After so many years learning and working abroad I really wanted to come back to my country, as a doctor, to do something useful for the people here. That was my dream and, excited about it, I finally came back to India in 1997. I remember that during my first days in Delhi, I used to go all over the city searching for a job and trying to settle professionally. One day I bumped into a lady in the street. I greeted her with a smile. She surprised me with an unexpected question: “Are you happy?” Although at first I was startled, I replied immediately that I was certainly very happy. Then she answered, “If you are happy, show it to me.”
This unusual conversation was the beginning of my friendship with Nilisha, who is a Hindu, and somehow the start of a social project as well. Because together with her and some other friends, we have started an NGO in Delhi to provide education to women and children on basic health topics. We have set up a dispensary in a very poor area of the city and attend to many patients there.
To make this project financially viable, another out-patient clinic, for private patients, was initiated in the mornings. All of them know they are indirectly helping people with fewer financial means and they cooperate generously. In the evenings and over the weekends, we go to many neighbourhoods in Delhi where a large number of immigrants live. With the help of more than 200 volunteers, doctors and other professionals, we have been able to attend to more than 25,000 people over the last few years. Most of the volunteers are young people of different cultural, religious and social background. All say that giving their time to collaborate with our social project has enriched them with greater happiness.

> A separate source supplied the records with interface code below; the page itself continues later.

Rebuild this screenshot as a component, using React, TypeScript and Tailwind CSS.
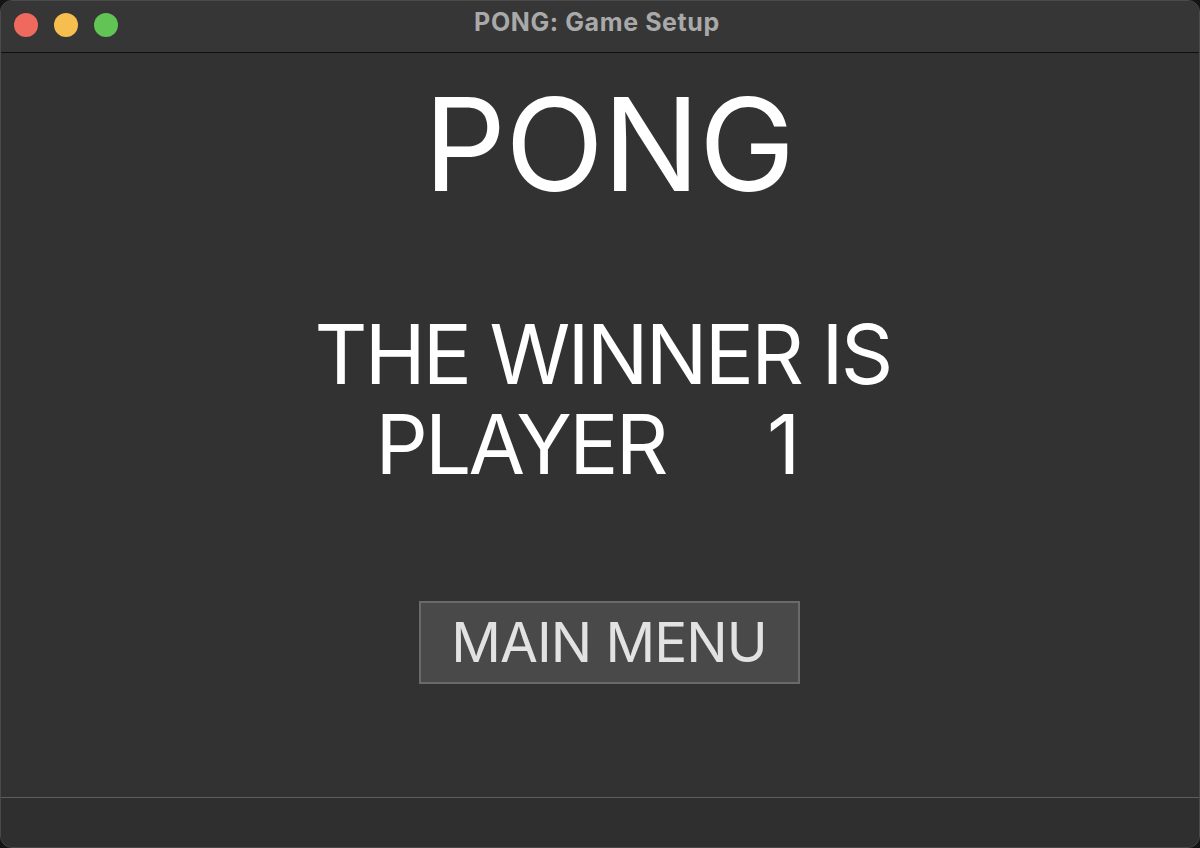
export default function App() {
  return (
    <div className="w-[1200px] h-[848px] bg-[#141414]" style={{ fontFamily: "Inter, 'Noto Sans', sans-serif" }}>
      <div className="w-full h-full flex flex-col rounded-[12px] overflow-hidden bg-[#323232] border border-[#4a4a4a]">
        {/* Title bar */}
        <div className="relative h-[52px] shrink-0 bg-[#363636] border-b border-[#0e0e0e] flex items-center justify-center pb-[8px]">
          <div className="absolute left-[13px] top-[12px] flex gap-[16px]">
            <span className="w-[24px] h-[24px] rounded-full bg-[#ee6a5f]" />
            <span className="w-[24px] h-[24px] rounded-full bg-[#f5be4f]" />
            <span className="w-[24px] h-[24px] rounded-full bg-[#61c454]" />
          </div>
          <span className="text-[25px] font-bold text-[#a9a9a9] tracking-[0.6px] pr-[6px]">PONG: Game Setup</span>
        </div>

        {/* Content */}
        <div className="flex-1 flex flex-col items-center text-white pl-[18px]">
          <h1 className="mt-[27px] text-[129px] leading-none font-normal tracking-[-1px]">PONG</h1>
          <div className="mt-[101px] pr-[13px] text-[82px] leading-[90px] text-center tracking-[-2.8px]">
            <p>THE WINNER IS</p>
            <p className="whitespace-pre pr-[32px]">{"PLAYER     1"}</p>
          </div>
          <button className="mt-[111px] w-[381px] h-[83px] bg-[#494949] border-2 border-[#6a6a6a] text-[#e2e2e2] text-[55px] tracking-[-1px] flex items-center justify-center">
            MAIN MENU
          </button>
        </div>

        {/* Bottom bar */}
        <div className="h-[50px] shrink-0 bg-[#2f2f2f] border-t border-[#5e5e5e]" />
      </div>
    </div>
  );
}
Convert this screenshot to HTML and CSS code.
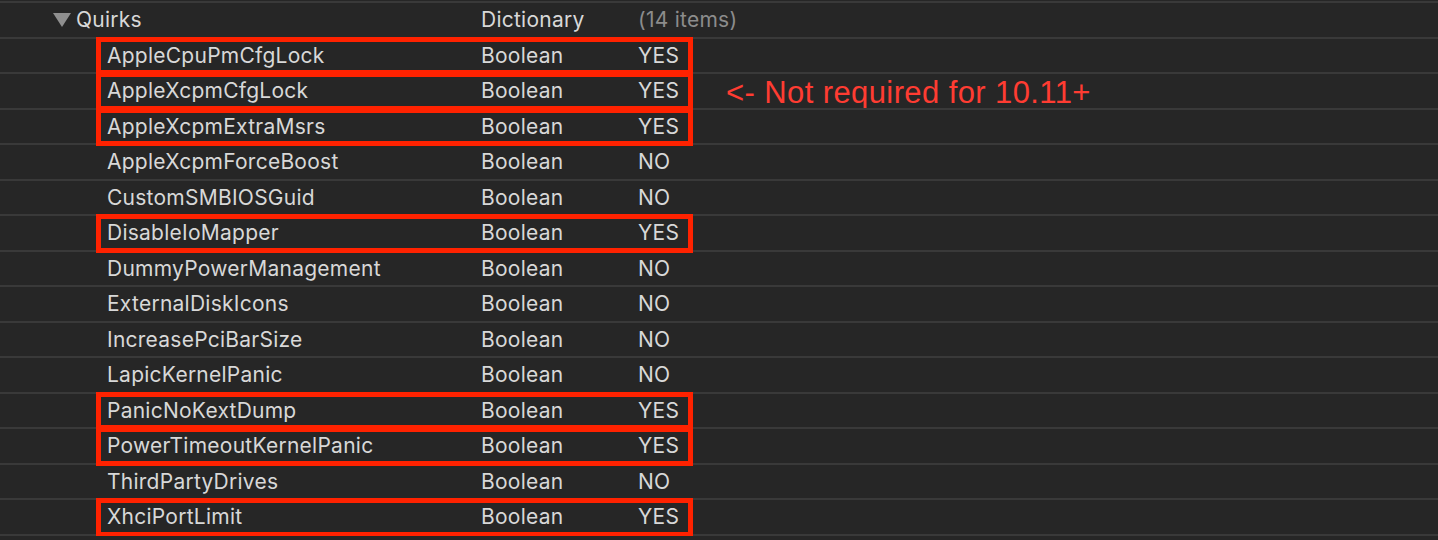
FILE: index.html
```html
<!DOCTYPE html>
<html>
<head>
<meta charset="utf-8">
<link rel="stylesheet" href="styles.css">
</head>
<body>
<div class="plist">
  <div class="row parent">
    <div class="key"><svg class="disclosure" width="18" height="14" viewBox="0 0 18 14"><polygon points="0,0 18,0 9,14" /></svg><span>Quirks</span></div>
    <div class="type">Dictionary</div>
    <div class="value dim">(14 items)</div>
  </div>
  <div class="row marked"><div class="key child">AppleCpuPmCfgLock</div><div class="type">Boolean</div><div class="value">YES</div></div>
  <div class="row marked"><div class="key child">AppleXcpmCfgLock</div><div class="type">Boolean</div><div class="value">YES</div><div class="note">&lt;- Not required for 10.11+</div></div>
  <div class="row marked"><div class="key child">AppleXcpmExtraMsrs</div><div class="type">Boolean</div><div class="value">YES</div></div>
  <div class="row"><div class="key child">AppleXcpmForceBoost</div><div class="type">Boolean</div><div class="value">NO</div></div>
  <div class="row"><div class="key child">CustomSMBIOSGuid</div><div class="type">Boolean</div><div class="value">NO</div></div>
  <div class="row marked"><div class="key child">DisableIoMapper</div><div class="type">Boolean</div><div class="value">YES</div></div>
  <div class="row"><div class="key child">DummyPowerManagement</div><div class="type">Boolean</div><div class="value">NO</div></div>
  <div class="row"><div class="key child">ExternalDiskIcons</div><div class="type">Boolean</div><div class="value">NO</div></div>
  <div class="row"><div class="key child">IncreasePciBarSize</div><div class="type">Boolean</div><div class="value">NO</div></div>
  <div class="row"><div class="key child">LapicKernelPanic</div><div class="type">Boolean</div><div class="value">NO</div></div>
  <div class="row marked"><div class="key child">PanicNoKextDump</div><div class="type">Boolean</div><div class="value">YES</div></div>
  <div class="row marked"><div class="key child">PowerTimeoutKernelPanic</div><div class="type">Boolean</div><div class="value">YES</div></div>
  <div class="row"><div class="key child">ThirdPartyDrives</div><div class="type">Boolean</div><div class="value">NO</div></div>
  <div class="row marked"><div class="key child">XhciPortLimit</div><div class="type">Boolean</div><div class="value">YES</div></div>
</div>
</body>
</html>
```

FILE: styles.css
```css
html, body {
  margin: 0;
  padding: 0;
  background: #262626;
  overflow: hidden;
}

.plist {
  padding-top: 1px;
  border-bottom: 2px solid #393939;
  font-family: Inter, "Noto Sans", sans-serif;
  font-size: 21px;
  letter-spacing: 0.25px;
  line-height: 24px;
  color: #d8d8d8;
}

.row {
  position: relative;
  box-sizing: border-box;
  height: 36px;
  border-top: 2px solid #393939;
  display: grid;
  grid-template-columns: 481px 157px 88px 1fr;
  grid-template-rows: 100%;
  align-items: center;
  white-space: nowrap;
}

.row:nth-child(even) {
  height: 35px;
}

.key {
  display: flex;
  align-items: center;
}

.parent .key {
  padding-left: 53px;
}

.disclosure {
  fill: #8f8f8f;
  margin-right: 5px;
}

.child {
  padding-left: 107px;
}

.dim {
  color: #8c8c8c;
}

.note {
  color: #ff3c32;
  font-family: "Liberation Sans", Arial, sans-serif;
  font-size: 31px;
  line-height: 28px;
  letter-spacing: 0.4px;
  padding-top: 3px;
}

.marked::after {
  content: "";
  position: absolute;
  z-index: 1;
  left: 96px;
  top: -2px;
  width: 597px;
  height: calc(100% + 5px);
  box-sizing: border-box;
  border: 5px solid #ff2200;
  pointer-events: none;
}
```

Countless are the steps we have to take in order to raise funds and meet the costs to promote education and health care. Our project proposals have found support from individuals and institutions from India, Belgium, Germany, Japan, Sweden… Last year, for example, some friends from Valencia, in Spain, organised the exhibition “Painters in Solidarity with India.” A group of local painters donated some of their works to collaborate with our social project. Thanks to the funds collected on that occasion we managed to vaccinate more than 500 children and start a new programme in a slum area of more than 15,000 inhabitants.
“Are you happy?” I cannot forget Nilisha’s surprising question addressed to me more than ten years ago. Now, thinking of the work we have been doing together since then, I can say that I am certainly very happy and give thanks to God for that. I am happy to be a doctor. And I am happy to be able to use my professional work to help many people in my own country.
Reading the writings of St. Josemaría Escrivá, the founder of Opus Dei, I found some words that struck me again. These words sound very familiar, at least to Nilisha and myself: “Happy?” The question made me think. Words have not yet been invented to express all that one feels – in the heart and in the will – when one knows oneself to be a child of God (Furrow, 61).